“We are an Easter people and Alleluia is our song.” These words by Pope John Paul II not only testify to the joy of the risen and living Christ, they also have a good deal to do with leadership, too. As it turns out, the emotional state of the leader is hugely important to their effectiveness as a leader and how well their teams function. A Yale University School of Management study found that, among working groups, positive moods boost cooperation, fairness, and effectiveness.

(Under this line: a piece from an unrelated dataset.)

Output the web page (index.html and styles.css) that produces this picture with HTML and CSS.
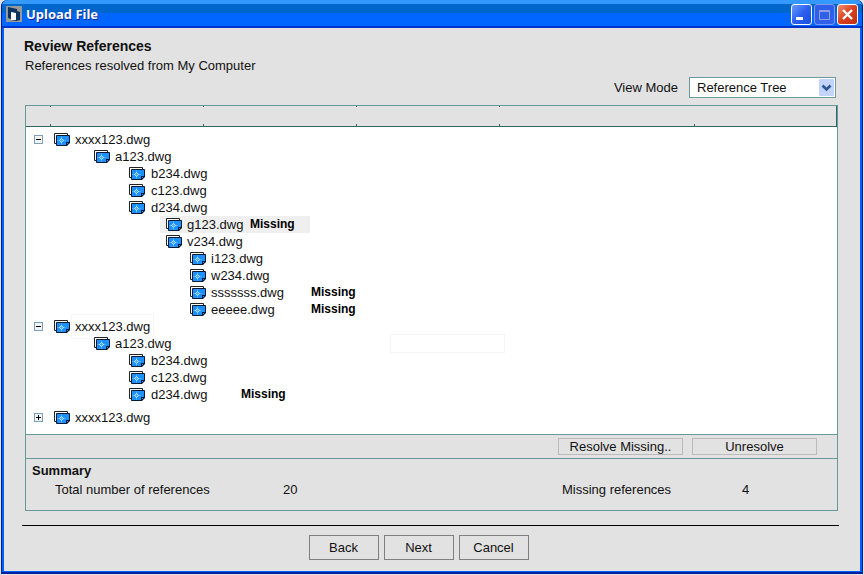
FILE: index.html
```html
<!DOCTYPE html>
<html lang="en">
<head>
    <meta charset="UTF-8">
    <meta name="viewport" content="width=device-width, initial-scale=1.0">
    <title>Upload File</title>
    <link rel="stylesheet" href="styles.css">
</head>
<body>
<svg class="sprite" aria-hidden="true">
    <symbol id="dwg" viewBox="0 0 16 14">
        <path d="M2.5 10.5H0.5V0.5H13.5V3" fill="#fff" stroke="#222"/>
        <path d="M2.5 2.5H15.5V9.5L12.5 12.5H2.5Z" fill="#1e90ff" stroke="#061a33"/>
        <path d="M3 7.5H12M7.5 3V12" stroke="#49adff"/>
        <path d="M7 5H8V6H7ZM6 6H7V7H6ZM8 6H9V7H8ZM5 7H6V8H5ZM9 7H10V8H9ZM6 8H7V9H6ZM8 8H9V9H8ZM7 9H8V10H7Z" fill="#b5e4ff"/>
        <path d="M12 13V9H16V10L13 13Z" fill="#061a33"/>
        <path d="M13 10H14V11H13Z" fill="#1e90ff"/>
    </symbol>
</svg>

<div class="window">
    <header class="title-bar">
        <svg class="app-icon" width="16" height="16" viewBox="0 0 16 16">
            <rect width="16" height="16" fill="#999"/>
            <path d="M2 1L11 3V5L14 6V14L10 15L5 14V13L2 12Z" fill="#0e335c"/>
            <path d="M5 6L10 7V14H5Z" fill="#fff"/>
        </svg>
        <h1>Upload File</h1>
        <div class="window-buttons">
            <button type="button" class="win-btn" aria-label="Minimize">
                <svg width="19" height="19" viewBox="0 0 19 19"><path d="M4 12H11V15H4Z" fill="#fff"/></svg>
            </button>
            <button type="button" class="win-btn win-max" aria-label="Maximize" disabled>
                <svg width="19" height="19" viewBox="0 0 19 19"><path d="M4.5 5.5H14.5V14.5H4.5ZM4 6.5H15" fill="none" stroke="#8f9fe8"/></svg>
            </button>
            <button type="button" class="win-btn win-close" aria-label="Close">
                <svg width="19" height="19" viewBox="0 0 19 19"><path d="M5 5L14 14M14 5L5 14" stroke="#fff" stroke-width="2.4"/></svg>
            </button>
        </div>
    </header>

    <main class="content">
        <h2>Review References</h2>
        <p class="subtitle">References resolved from My Computer</p>

        <div class="view-mode">
            <label for="viewMode">View Mode</label>
            <div class="select-box">
                <select id="viewMode">
                    <option>Reference Tree</option>
                </select>
                <svg class="arrow" width="15" height="17" viewBox="0 0 15 17">
                    <rect width="15" height="17" rx="1" fill="#c3d3fb"/>
                    <path d="M3.5 6.5L7.5 10.5L11.5 6.5" fill="none" stroke="#2b5590" stroke-width="2.6"/>
                </svg>
            </div>
        </div>

        <section class="panel">
            <div class="columns">
                <span></span><span></span><span></span><span></span><span></span><span></span>
            </div>

            <div class="tree">
                <ul class="level-1">
                    <li>
                        <div class="row"><button type="button" class="toggle" aria-label="Collapse"><svg width="9" height="9"><path d="M2 4.5H7" stroke="#000"/></svg></button><svg class="file"><use href="#dwg"/></svg><span class="name">xxxx123.dwg</span></div>
                        <ul class="level-2">
                            <li>
                                <div class="row"><svg class="file"><use href="#dwg"/></svg><span class="name">a123.dwg</span></div>
                                <ul class="level-3">
                                    <li><div class="row"><svg class="file"><use href="#dwg"/></svg><span class="name">b234.dwg</span></div></li>
                                    <li><div class="row"><svg class="file"><use href="#dwg"/></svg><span class="name">c123.dwg</span></div></li>
                                    <li>
                                        <div class="row"><svg class="file"><use href="#dwg"/></svg><span class="name">d234.dwg</span></div>
                                        <ul class="level-4">
                                            <li><div class="row selected"><svg class="file"><use href="#dwg"/></svg><span class="name">g123.dwg</span><strong>Missing</strong></div></li>
                                            <li>
                                                <div class="row"><svg class="file"><use href="#dwg"/></svg><span class="name">v234.dwg</span></div>
                                                <ul class="level-5">
                                                    <li><div class="row"><svg class="file"><use href="#dwg"/></svg><span class="name">i123.dwg</span></div></li>
                                                    <li><div class="row"><svg class="file"><use href="#dwg"/></svg><span class="name">w234.dwg</span></div></li>
                                                    <li><div class="row"><svg class="file"><use href="#dwg"/></svg><span class="name">sssssss.dwg</span><strong>Missing</strong></div></li>
                                                    <li><div class="row"><svg class="file"><use href="#dwg"/></svg><span class="name">eeeee.dwg</span><strong>Missing</strong></div></li>
                                                </ul>
                                            </li>
                                        </ul>
                                    </li>
                                </ul>
                            </li>
                        </ul>
                    </li>
                    <li>
                        <div class="row"><button type="button" class="toggle" aria-label="Collapse"><svg width="9" height="9"><path d="M2 4.5H7" stroke="#000"/></svg></button><svg class="file"><use href="#dwg"/></svg><span class="name outlined">xxxx123.dwg</span></div>
                        <ul class="level-2">
                            <li>
                                <div class="row"><svg class="file"><use href="#dwg"/></svg><span class="name">a123.dwg</span><input type="text" class="note" aria-label="Note"></div>
                                <ul class="level-3">
                                    <li><div class="row"><svg class="file"><use href="#dwg"/></svg><span class="name">b234.dwg</span></div></li>
                                    <li><div class="row"><svg class="file"><use href="#dwg"/></svg><span class="name">c123.dwg</span></div></li>
                                    <li><div class="row"><svg class="file"><use href="#dwg"/></svg><span class="name">d234.dwg</span><strong>Missing</strong></div></li>
                                </ul>
                            </li>
                        </ul>
                    </li>
                    <li class="collapsed">
                        <div class="row"><button type="button" class="toggle" aria-label="Expand"><svg width="9" height="9"><path d="M2 4.5H7M4.5 2V7" stroke="#000"/></svg></button><svg class="file"><use href="#dwg"/></svg><span class="name">xxxx123.dwg</span></div>
                    </li>
                </ul>
            </div>

            <div class="actions">
                <button type="button">Resolve Missing..</button>
                <button type="button">Unresolve</button>
            </div>

            <div class="summary">
                <h3>Summary</h3>
                <dl>
                    <dt>Total number of references</dt>
                    <dd>20</dd>
                    <dt>Missing references</dt>
                    <dd>4</dd>
                </dl>
            </div>
        </section>

        <footer class="footer">
            <button type="button">Back</button>
            <button type="button">Next</button>
            <button type="button">Cancel</button>
        </footer>
    </main>
</div>
</body>
</html>
```

FILE: styles.css
```css
* {
    margin: 0;
    padding: 0;
    box-sizing: border-box;
}

body {
    min-height: 100vh;
    display: flex;
    padding: 0 1px 1px;
    background: #e2e2e2;
    font-family: "Liberation Sans", Arial, sans-serif;
    font-size: 13px;
    line-height: 17px;
    color: #111;
}

button,
select {
    font: inherit;
    color: inherit;
}

ul {
    list-style: none;
}

.sprite {
    display: none;
}

.window {
    flex: 1;
    display: flex;
    flex-direction: column;
    border: solid #0020a0;
    border-width: 0 1px 2px;
    border-radius: 6px 6px 0 0;
    background: #0060f8;
    padding: 0 2px 1px;
}

/* title bar */
.title-bar {
    display: flex;
    align-items: center;
    height: 28px;
    margin: 0 -2px;
    padding: 2px 4px 0;
    border-bottom: 2px solid #0033cc;
    border-radius: 6px 6px 0 0;
    background: linear-gradient(#3399ff 4px, #0066cc 4px, #0066cc 13px, #0066ff 13px);
}

.app-icon {
    margin-right: 4px;
}

.title-bar h1 {
    flex: 1;
    font-family: "Noto Sans", sans-serif;
    font-size: 13px;
    color: #fff;
    text-shadow: 1px 1px 0 #0a2a90;
}

.window-buttons {
    display: flex;
    gap: 2px;
}

.win-btn {
    width: 21px;
    height: 21px;
    border: 1px solid #fff;
    border-radius: 3px;
    background: linear-gradient(135deg, #6a9cff, #2b5ff0 50%, #1c4fe0);
}

.win-btn svg {
    display: block;
}

.win-max {
    border-color: #8098f0;
    background: #3060e8;
}

.win-close {
    background: linear-gradient(135deg, #f09070, #d84020 50%, #c03010);
}

/* page */
.content {
    flex: 1;
    display: flex;
    flex-direction: column;
    padding: 10px 21px 0 18px;
    background: #e2e2e2;
}

.content h2 {
    padding-left: 2px;
    font-size: 14px;
}

.subtitle {
    padding: 2px 0 0 3px;
}

.view-mode {
    display: flex;
    justify-content: flex-end;
    align-items: center;
    gap: 11px;
    padding: 3px 3px 7px;
}

.select-box {
    display: grid;
    align-items: center;
    width: 147px;
}

.select-box > * {
    grid-area: 1 / 1;
}

.select-box select {
    height: 21px;
    padding: 0 20px 0 7px;
    border: 1px solid #6a9a9a;
    border-radius: 0;
    appearance: none;
    background: #fff;
}

.arrow {
    justify-self: end;
    margin-right: 2px;
    pointer-events: none;
}

/* reference panel */
.panel {
    margin: 0 1px 0 3px;
    border: 1px solid #669999;
}

.columns {
    display: grid;
    grid-template-columns: 25fr 153fr 153fr 143fr 195fr 142fr;
    height: 21px;
    border-bottom: 1px solid #336666;
}

/* short ticks at the top and bottom of each column edge */
.columns span {
    background:
        linear-gradient(#336666, #336666) right top / 1px 1px no-repeat,
        linear-gradient(#336666, #336666) right bottom / 1px 2px no-repeat;
}

.columns span:nth-child(5) {
    background: linear-gradient(#336666, #336666) right bottom / 1px 2px no-repeat;
}

.columns span:last-child {
    background: none;
    border-right: 1px solid #336666;
}

.tree {
    padding: 4px 8px 8px;
    background: #fff;
}

.row {
    display: flex;
    align-items: center;
    gap: 5px;
    width: max-content;
    height: 17px;
}

.level-2 {
    padding-left: 60px;
}

.level-3 {
    padding-left: 35px;
}

.level-4 {
    padding-left: 37px;
}

.level-5 {
    padding-left: 24px;
}

.toggle {
    width: 9px;
    height: 9px;
    margin-right: 6px;
    border: 1px solid #7b9ebd;
    background: #f4f4f0;
}

.toggle svg {
    display: block;
    margin: -1px;
}

.file {
    width: 16px;
    height: 14px;
}

.level-3 .row {
    gap: 6px;
}

.level-4 .row {
    gap: 5px;
}

.level-3 .name {
    min-width: 84px;
}

.level-4 .name {
    min-width: 58px;
}

.level-5 .name {
    min-width: 95px;
}

.outlined {
    outline: 1px solid #f6f6f6;
    outline-offset: 3px;
}

.note {
    width: 115px;
    height: 19px;
    margin-left: 214px;
    border: 1px solid #f6f6f6;
    background: none;
    font: inherit;
}

.row strong {
    font-size: 12px;
    color: #000;
}

.selected {
    margin-left: -6px;
    padding: 0 15px 0 6px;
    background: #efefef;
}

.collapsed {
    padding-top: 6px;
}

.actions {
    display: flex;
    justify-content: flex-end;
    gap: 9px;
    padding: 3px 20px;
    border: solid #669999;
    border-width: 1px 0;
}

.actions button {
    width: 125px;
    height: 17px;
    border: 1px solid #bbb;
    background: none;
    line-height: 15px;
}

.summary {
    padding: 3px 6px 12px;
}

.summary h3 {
    font-size: 13px;
}

.summary dl {
    display: grid;
    grid-template-columns: 228fr 279fr 180fr 89fr;
    padding: 2px 0 0 23px;
}

/* footer */
.footer {
    display: flex;
    justify-content: center;
    gap: 5px;
    margin-top: 14px;
    padding: 9px 24px 0 0;
    border-top: 1px solid #000;
}

.footer button {
    width: 70px;
    height: 25px;
    border: 1px solid #808080;
    background: none;
}
```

In his recent book, Primal Leadership, Emotional Intelligence researcher and author, Daniel Goleman goes so far as to argue that the emotional task – driving the emotions of the community/team – of the leader is primal, or first, in that it is both the original and the most important act of leadership. In other words, you, the leader, set the tone of the whole organization. Leaders give praise or withhold it, criticize well or destructively, offer support or turn a blind eye to people’s needs. They can frame the group’s mission in ways that give more meaning to each person’s contribution – or not. They can guide in ways that give clarity and a sense of directions, setting people free to use their best sense to get the job done. All these acts help determine a leader’s primal emotional impact even as they set an overall emotional tone that either inspires and promotes healthy functioning or quells it.
Can a church community or organization really function better and more effectively just based on the upbeat, positive emotional mood of a leader? If they can, then isn’t it worth taking a look at? Is alleluia your song? If, as Teilhard de Chardin put it, “Joy is the infallible sign of the presence of God,” how present is it in you?